Além das sanções aos partidos, quais as outras medidas que podem ser aplicadas?
Posso listar o financiamento das campanhas e o empoderamento das secretarias de mulheres dentro dos partidos. Seria interessante também que as câmaras legislativas colocassem em seus regimentos uma norma classificando a violência de gênero como quebra de decoro, e que a quebra de decoro enseja a perda de mandato. Os partidos também poderiam ter em seus estatutos uma cláusula em que não admitem como filiados pessoas acusadas ou condenadas por violência política de gênero ou por violência contra a mulher. Dessa forma, nenhum agressor de mulheres poderia se candidatar, nenhum se elegeria. A política pública é a sociedade dizendo “nós não aceitamos isso”.
A lei 14.192, aprovada no ano passado, trata da violência política contra a mulher. A ausência do termo “gênero” não é uma negligência com as pessoas transgênero, vítimas frequentes da violência política?
Os casos de violência política não são enfrentados com a devida gravidade no Brasil. Muitas parlamentares dizem que o Congresso é tão conservador que não passa nada que tenha a palavra “gênero”. A Lei Maria da Penha é uma exceção. Se você pesquisar o texto da Constituição, não vai encontrar a palavra “gênero”. Por isso, o TSE soltou uma resolução dizendo que onde se lê “sexo” nas leis eleitorais, o tribunal interpretará como “gênero”.
Impossível não concluir que a democracia é misógina.

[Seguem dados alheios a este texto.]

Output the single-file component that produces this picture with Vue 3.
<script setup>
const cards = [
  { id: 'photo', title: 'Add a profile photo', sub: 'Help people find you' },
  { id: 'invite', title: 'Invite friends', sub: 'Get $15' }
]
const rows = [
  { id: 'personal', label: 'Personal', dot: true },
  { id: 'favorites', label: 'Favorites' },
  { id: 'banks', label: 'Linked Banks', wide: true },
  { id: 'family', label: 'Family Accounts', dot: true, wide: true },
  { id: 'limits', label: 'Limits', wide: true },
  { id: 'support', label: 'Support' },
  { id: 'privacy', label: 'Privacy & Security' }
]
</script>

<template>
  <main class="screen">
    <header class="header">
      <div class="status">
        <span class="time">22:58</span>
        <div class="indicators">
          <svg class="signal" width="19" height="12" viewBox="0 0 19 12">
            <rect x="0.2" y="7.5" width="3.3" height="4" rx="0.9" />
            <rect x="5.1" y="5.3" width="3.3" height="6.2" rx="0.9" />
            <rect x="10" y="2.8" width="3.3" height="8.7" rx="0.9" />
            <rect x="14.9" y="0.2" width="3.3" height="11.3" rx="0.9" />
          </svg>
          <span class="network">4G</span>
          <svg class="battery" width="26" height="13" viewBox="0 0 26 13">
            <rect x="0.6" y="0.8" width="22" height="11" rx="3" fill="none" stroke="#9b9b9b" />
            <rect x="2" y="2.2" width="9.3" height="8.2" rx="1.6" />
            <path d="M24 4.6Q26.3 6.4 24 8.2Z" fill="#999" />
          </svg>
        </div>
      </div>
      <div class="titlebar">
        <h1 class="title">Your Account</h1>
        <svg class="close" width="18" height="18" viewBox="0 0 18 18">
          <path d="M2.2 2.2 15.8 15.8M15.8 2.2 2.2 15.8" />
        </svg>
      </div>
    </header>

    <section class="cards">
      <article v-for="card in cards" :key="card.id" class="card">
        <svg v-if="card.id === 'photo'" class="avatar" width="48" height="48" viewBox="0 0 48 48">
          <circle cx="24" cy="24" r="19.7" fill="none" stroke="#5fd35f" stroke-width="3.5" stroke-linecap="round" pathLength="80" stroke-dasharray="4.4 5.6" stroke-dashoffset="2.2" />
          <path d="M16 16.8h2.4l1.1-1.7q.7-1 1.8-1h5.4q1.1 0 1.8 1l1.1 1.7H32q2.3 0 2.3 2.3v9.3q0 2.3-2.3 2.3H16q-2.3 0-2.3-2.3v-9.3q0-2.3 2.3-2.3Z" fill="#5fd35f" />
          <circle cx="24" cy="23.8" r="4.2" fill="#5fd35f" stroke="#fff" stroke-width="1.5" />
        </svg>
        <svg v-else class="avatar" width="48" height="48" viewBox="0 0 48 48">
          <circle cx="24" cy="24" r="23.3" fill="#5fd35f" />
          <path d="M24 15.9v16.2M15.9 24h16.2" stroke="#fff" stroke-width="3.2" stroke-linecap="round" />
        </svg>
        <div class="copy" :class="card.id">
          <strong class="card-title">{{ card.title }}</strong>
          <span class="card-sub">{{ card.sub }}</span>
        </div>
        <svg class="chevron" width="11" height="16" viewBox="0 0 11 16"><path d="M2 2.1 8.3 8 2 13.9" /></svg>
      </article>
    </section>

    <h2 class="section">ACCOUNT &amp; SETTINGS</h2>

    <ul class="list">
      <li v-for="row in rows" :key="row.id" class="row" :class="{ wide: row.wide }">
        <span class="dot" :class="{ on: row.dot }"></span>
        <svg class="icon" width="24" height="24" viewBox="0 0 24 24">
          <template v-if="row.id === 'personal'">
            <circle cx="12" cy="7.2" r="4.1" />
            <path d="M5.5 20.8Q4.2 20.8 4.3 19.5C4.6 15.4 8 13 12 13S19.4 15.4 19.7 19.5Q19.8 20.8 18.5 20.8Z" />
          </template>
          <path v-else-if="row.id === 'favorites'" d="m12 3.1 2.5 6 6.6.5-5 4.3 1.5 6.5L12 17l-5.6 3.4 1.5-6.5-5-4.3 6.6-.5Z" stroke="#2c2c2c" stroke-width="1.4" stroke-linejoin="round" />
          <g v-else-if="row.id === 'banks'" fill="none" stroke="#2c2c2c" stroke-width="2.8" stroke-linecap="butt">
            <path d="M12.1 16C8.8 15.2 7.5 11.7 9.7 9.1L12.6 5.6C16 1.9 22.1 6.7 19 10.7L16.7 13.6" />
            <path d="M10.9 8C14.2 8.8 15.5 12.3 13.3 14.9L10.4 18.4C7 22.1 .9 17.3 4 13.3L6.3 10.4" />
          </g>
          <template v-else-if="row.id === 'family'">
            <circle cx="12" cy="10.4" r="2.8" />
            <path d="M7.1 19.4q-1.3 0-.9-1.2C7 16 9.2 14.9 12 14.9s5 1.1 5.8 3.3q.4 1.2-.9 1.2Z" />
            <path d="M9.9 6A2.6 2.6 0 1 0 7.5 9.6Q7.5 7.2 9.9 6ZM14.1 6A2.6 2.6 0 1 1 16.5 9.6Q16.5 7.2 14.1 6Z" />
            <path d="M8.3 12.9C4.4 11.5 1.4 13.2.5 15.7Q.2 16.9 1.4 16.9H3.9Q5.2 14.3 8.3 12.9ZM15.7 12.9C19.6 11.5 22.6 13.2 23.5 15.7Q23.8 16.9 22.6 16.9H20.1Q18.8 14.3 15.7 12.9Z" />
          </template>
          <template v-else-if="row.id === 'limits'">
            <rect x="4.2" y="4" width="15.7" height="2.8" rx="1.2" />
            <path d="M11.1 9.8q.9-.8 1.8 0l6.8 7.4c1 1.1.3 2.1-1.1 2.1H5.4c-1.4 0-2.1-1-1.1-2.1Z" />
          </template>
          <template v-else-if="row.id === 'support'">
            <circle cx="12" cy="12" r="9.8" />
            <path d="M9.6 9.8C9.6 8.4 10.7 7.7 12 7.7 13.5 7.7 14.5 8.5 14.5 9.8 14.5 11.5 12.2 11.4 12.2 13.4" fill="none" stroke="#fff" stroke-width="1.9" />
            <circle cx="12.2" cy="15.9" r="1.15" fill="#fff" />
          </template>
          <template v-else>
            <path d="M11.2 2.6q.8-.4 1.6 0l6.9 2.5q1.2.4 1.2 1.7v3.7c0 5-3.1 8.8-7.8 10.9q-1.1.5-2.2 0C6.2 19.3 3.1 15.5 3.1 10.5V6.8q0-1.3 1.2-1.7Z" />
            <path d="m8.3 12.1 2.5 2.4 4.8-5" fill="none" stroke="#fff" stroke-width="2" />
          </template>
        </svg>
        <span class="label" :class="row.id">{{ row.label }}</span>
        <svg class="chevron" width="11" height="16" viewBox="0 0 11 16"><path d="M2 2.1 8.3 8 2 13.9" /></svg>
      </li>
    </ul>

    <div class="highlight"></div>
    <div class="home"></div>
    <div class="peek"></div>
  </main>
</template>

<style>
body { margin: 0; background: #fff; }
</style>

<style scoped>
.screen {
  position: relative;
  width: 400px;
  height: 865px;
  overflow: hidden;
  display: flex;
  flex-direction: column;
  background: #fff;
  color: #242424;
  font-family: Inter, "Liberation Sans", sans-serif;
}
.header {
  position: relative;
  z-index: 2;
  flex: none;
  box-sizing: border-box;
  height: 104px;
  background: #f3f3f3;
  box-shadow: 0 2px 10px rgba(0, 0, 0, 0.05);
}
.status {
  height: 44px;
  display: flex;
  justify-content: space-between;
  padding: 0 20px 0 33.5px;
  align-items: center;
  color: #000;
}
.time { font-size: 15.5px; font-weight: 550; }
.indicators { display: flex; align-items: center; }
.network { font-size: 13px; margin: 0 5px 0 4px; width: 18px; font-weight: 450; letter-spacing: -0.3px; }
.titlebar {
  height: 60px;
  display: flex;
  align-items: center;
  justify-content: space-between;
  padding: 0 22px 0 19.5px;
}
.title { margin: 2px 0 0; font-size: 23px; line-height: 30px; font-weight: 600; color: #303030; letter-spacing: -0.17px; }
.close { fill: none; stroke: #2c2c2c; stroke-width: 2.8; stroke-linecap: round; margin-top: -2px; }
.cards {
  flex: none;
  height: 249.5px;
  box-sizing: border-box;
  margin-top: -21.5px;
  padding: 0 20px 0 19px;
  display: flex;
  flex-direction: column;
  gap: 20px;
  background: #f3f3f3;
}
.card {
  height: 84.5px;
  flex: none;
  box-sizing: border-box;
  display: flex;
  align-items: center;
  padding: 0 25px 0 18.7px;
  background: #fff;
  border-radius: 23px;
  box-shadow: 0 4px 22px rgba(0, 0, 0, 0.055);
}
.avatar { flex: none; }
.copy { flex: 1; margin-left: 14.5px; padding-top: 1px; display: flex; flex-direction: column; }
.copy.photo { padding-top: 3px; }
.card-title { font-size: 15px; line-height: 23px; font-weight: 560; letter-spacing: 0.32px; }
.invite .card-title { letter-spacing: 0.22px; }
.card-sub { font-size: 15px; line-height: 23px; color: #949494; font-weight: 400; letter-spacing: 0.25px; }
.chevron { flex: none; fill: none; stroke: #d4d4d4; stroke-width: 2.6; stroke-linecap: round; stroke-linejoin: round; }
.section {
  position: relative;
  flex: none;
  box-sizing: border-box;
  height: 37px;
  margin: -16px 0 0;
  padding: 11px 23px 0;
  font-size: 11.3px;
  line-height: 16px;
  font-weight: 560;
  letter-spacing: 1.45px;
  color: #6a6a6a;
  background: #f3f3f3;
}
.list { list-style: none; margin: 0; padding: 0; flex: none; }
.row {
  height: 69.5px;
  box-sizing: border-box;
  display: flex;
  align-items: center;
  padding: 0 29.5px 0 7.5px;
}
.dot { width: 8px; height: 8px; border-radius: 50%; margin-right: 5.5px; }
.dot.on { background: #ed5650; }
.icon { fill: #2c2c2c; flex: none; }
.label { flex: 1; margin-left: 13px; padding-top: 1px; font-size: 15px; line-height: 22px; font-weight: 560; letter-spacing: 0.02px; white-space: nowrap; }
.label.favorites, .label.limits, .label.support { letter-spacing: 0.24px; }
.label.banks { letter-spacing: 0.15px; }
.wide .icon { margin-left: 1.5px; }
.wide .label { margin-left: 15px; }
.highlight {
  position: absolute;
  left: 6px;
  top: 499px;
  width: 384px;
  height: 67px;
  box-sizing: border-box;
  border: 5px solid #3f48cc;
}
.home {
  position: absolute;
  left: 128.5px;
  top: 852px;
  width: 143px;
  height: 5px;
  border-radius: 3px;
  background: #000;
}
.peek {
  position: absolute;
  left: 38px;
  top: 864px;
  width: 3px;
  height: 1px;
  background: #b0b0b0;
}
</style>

Da forma como ela está posta, sim, é misógina. A democracia foi construída, desde sua fundação na Grécia, para que a lei tire direitos das mulheres. Mais tarde, no século XVIII, quando Rousseau fundou o conceito de Estado moderno que usamos ainda hoje, escreveu que todos são cidadãos, mas as mulheres pertencem à esfera privada. Elas seriam representadas no parlamento por seus maridos, pais e irmãos. Enfim, não adianta colocar na Constituição que homens e mulheres são iguais perante a lei se essa igualdade não for construída. E ela só será construída com cotas, ações afirmativas, um compliance de diversidade e gênero nos partidos e uma reforma legislativa.